Annio de Viterbo y el Santo Padre abandonaron la contemplación de los frescos para tomar asiento en dos grandes sillas de tiras de cuero que sendos camareros acababan de disponer para ellos. Torriani, nervioso, prefirió permanecer de pie. Llevaba un cartapacio bajo el brazo en el que guardaba una extensa carta que yo mismo le había escrito al descubrir una cepa cátara en el corazón de Milán.
—Desde hace meses —comenzó a explicarse Torriani, todavía impresionado por mis averiguaciones— venimos recibiendo informes que insinúan que el dux de Milán utiliza a un célebre maestro florentino, Leonardo da Vinci, para difundir ideas heréticas en una obra majestuosa que prepara sobre la Última Cena de Cristo.
—¿Leonardo, decís?
El Papa miró a Nanni, aguardando alguno de sus sabios apuntes:
—Leonardo, Santidad —repitió éste—. ¿No lo recordáis?
—Vagamente.
—Es natural —la comadreja lo disculpó—. Su nombre no figuraba en la lista de artistas que os recomendó la casa Médicis para embellecer Roma cuando vos aún erais cardenal. Por lo que sabemos de él, se trata de un varón orgulloso, irascible y, ciertamente, poco amigo de nuestra Santa Madre Iglesia. Los Médicis lo sabían y, con buen criterio, evitaron recomendároslo.
El Papa suspiró:
—Otro hombre problemático, ¿no?
—Sin duda, Santidad. Leonardo se sintió desairado por no haber sido recomendado para trabajar en Roma, así que en 1482 abandonó Florencia, dio la espalda a los Médicis, y se instaló en Milán para trabajar como inventor, cocinero, y a ser posible no como pintor.
—¿En Milán? ¿Y cómo acogieron a un hombre así? —El gesto del Papa se tornó burlesco, antes de proseguir: Aja. Ya entiendo… Por eso decís que el dux no me es fiel, ¿no es cierto, Nanni?
—Eso preguntádselo al maestro dominico, Santidad —respondió secamente—. Al parecer, os trae las pruebas para demostrároslo.
Torriani, aún de pie, protestó:
—Todavía no son pruebas; sólo indicios, Santidad.

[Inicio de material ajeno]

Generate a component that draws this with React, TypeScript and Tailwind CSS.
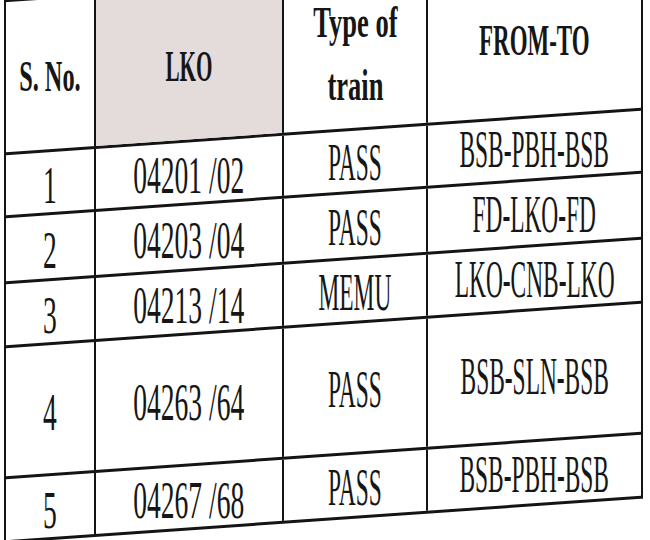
import React from "react";

type Row = { no: string; lko: string; type: string; route: string; h: string };

const rows: Row[] = [
  { no: "1", lko: "04201 /02", type: "PASS", route: "BSB-PBH-BSB", h: "h-[63px]" },
  { no: "2", lko: "04203 /04", type: "PASS", route: "FD-LKO-FD", h: "h-[66px]" },
  { no: "3", lko: "04213 /14", type: "MEMU", route: "LKO-CNB-LKO", h: "h-[64px]" },
  { no: "4", lko: "04263 /64", type: "PASS", route: "BSB-SLN-BSB", h: "h-[131px]" },
  { no: "5", lko: "04267 /68", type: "PASS", route: "BSB-PBH-BSB", h: "h-[64px]" },
];

// text is counter-skewed so it stays level while the ruled lines slope
const digits = "inline-block whitespace-nowrap [transform:skewY(4deg)_scaleX(0.53)]";
const letters = "inline-block whitespace-nowrap [transform:skewY(4deg)_scaleX(0.45)]";

export default function App() {
  return (
    <div className="w-[650px] h-[540px] overflow-hidden bg-white font-['Liberation_Serif',serif] text-[#161616]">
      <div className="ml-[4px] mt-[-23px] w-[639px] border-x-2 border-t-[3px] border-[#141414] [transform:skewY(-4deg)]">
        {/* header */}
        <div className="grid h-[153px] grid-cols-[90px_188px_144px_213px] border-b-[3px] border-[#141414] text-[45px] font-bold">
          <div className="flex min-w-0 items-center justify-center border-r-2 border-[#141414] pt-1">
            <span className="inline-block whitespace-nowrap leading-none [transform:skewY(4deg)_scaleX(0.54)]">S. No.</span>
          </div>
          <div className="flex min-w-0 items-center justify-center border-r-2 border-[#141414] bg-[#e4dcdb] pt-1">
            <span className="inline-block whitespace-nowrap leading-none [transform:skewY(4deg)_scaleX(0.47)]">LKO</span>
          </div>
          <div className="flex min-w-0 items-center justify-center border-r-2 border-[#141414] pt-[2px]">
            <div className="flex flex-col items-center gap-[18px] whitespace-nowrap leading-none [transform:skewY(4deg)_scaleX(0.59)]">
              <span>Type of</span>
              <span>train</span>
            </div>
          </div>
          <div className="flex min-w-0 items-center justify-center">
            <span className="inline-block whitespace-nowrap leading-none [transform:skewY(4deg)_scaleX(0.51)]">FROM-TO</span>
          </div>
        </div>

        {rows.map((r) => (
          <div
            key={r.no}
            className={`grid ${r.h} grid-cols-[90px_188px_144px_213px] border-b-[3px] border-[#141414] text-[52px] leading-none`}
          >
            <div className="flex min-w-0 items-center justify-center border-r-2 border-[#141414] pt-2">
              <span className={digits}>{r.no}</span>
            </div>
            <div className="flex min-w-0 items-center justify-center border-r-2 border-[#141414] pt-2">
              <span className={digits}>{r.lko}</span>
            </div>
            <div className="flex min-w-0 items-center justify-center border-r-2 border-[#141414] pt-1">
              <span className={letters}>{r.type}</span>
            </div>
            <div className="flex min-w-0 items-center justify-center pt-1">
              <span className={letters}>{r.route}</span>
            </div>
          </div>
        ))}
      </div>
    </div>
  );
}
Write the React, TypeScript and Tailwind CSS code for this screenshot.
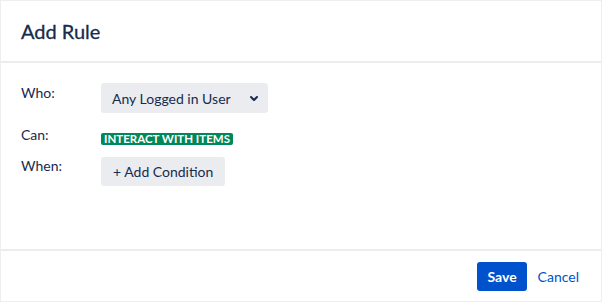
import React from "react";

function Chevron() {
  return (
    <svg width="24" height="24" viewBox="0 0 24 24" className="shrink-0">
      <path
        fill="#172b4d"
        d="M8.292 10.293a1.009 1.009 0 0 0 0 1.419l2.939 2.965c.218.215.5.322.779.322s.556-.107.769-.322l2.93-2.955a1.01 1.01 0 0 0 0-1.419.987.987 0 0 0-1.406 0l-2.298 2.317-2.307-2.327a.99.99 0 0 0-1.406 0z"
      />
    </svg>
  );
}

export default function App() {
  return (
    <div
      className="w-[602px] h-[302px] border border-[#eeeef0] bg-white flex flex-col text-[#172b4d]"
      style={{ fontFamily: "Lato, 'Noto Sans', sans-serif" }}
    >
      <div className="h-[60px] shrink-0 flex items-center px-5">
        <h1 className="text-[20px] leading-[24px] font-normal [-webkit-text-stroke:0.3px_#172b4d]">Add Rule</h1>
      </div>
      <div className="h-[2px] shrink-0 bg-[#ebecf0]" />
      <div className="flex-1 flex flex-col px-5 pt-5">
        <div className="flex items-start">
          <div className="w-[80px] shrink-0 text-[14px] leading-[20px]">Who:</div>
          <button className="h-[30px] flex items-center pl-[11px] pr-[2px] gap-[11px] rounded-[3px] bg-[#ebecf0] text-[14px]">
            <span>Any Logged in User</span>
            <Chevron />
          </button>
        </div>
        <div className="flex items-start mt-[12px]">
          <div className="w-[80px] shrink-0 text-[14px] leading-[20px]">Can:</div>
          <span className="mt-[8px] h-[12px] flex items-center px-[3px] rounded-[2px] bg-[#00875a] text-white text-[11.5px] font-bold leading-none uppercase">
            Interact with items
          </span>
        </div>
        <div className="flex items-start mt-[11px]">
          <div className="w-[80px] shrink-0 text-[14px] leading-[20px]">When:</div>
          <button className="mt-[1px] h-[29px] flex items-center px-[12px] rounded-[3px] bg-[#ebecf0] text-[14px]">
            + Add Condition
          </button>
        </div>
      </div>
      <div className="h-[2px] shrink-0 bg-[#ebecf0]" />
      <div className="h-[50px] shrink-0 flex items-center justify-end pr-[22px]">
        <button className="h-[29px] px-[10px] rounded-[3px] bg-[#0052cc] text-white text-[14px] font-bold">
          Save
        </button>
        <button className="ml-[11px] text-[14px] text-[#0052cc]">Cancel</button>
      </div>
    </div>
  );
}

Leonardo, guiado y protegido por el Moro, se ha embarcado en la elaboración de una obra de proporciones colosales y tema cristiano, pero llena de irregularidades que preocupan al prior de nuestro convento de Santa Maria delle Grazie.
—¿Irregularidades?
—Sí, Santidad. Se trata de una Última Cena.
—¿Y qué tiene de rara una obra así?
—Veréis, Santidad: sabemos que sus doce apóstoles no son tales, sino retratos de personajes paganos o de dudosa fe, cuya secreta disposición parece querer transmitir una información que no es cristiana.
El Papa y Nanni se miraron. Cuando el sabio de Viterbo le requirió más detalles, el dominico echó mano de su cartapacio:
—Acabamos de recibir el primer informe de nuestro hombre en la ciudad —dijo esgrimiendo mi carta—. Es un erudito de Betania, un experto en lenguajes cifrados y códigos secretos, que en estos momentos está estudiando tanto la obra como a meser Leonardo. Ha examinado retrato por retrato de esa Ultima Cena y ha buscado concordancias entre ellos. Nuestro experto lo ha probado casi todo: desde comparar cada apóstol con un signo del zodiaco hasta buscar equivalencias entre la posición de sus manos y las notas musicales. Las conclusiones no tardarán en llegarnos y lo que hoy son indicios mañana tal vez sean pruebas.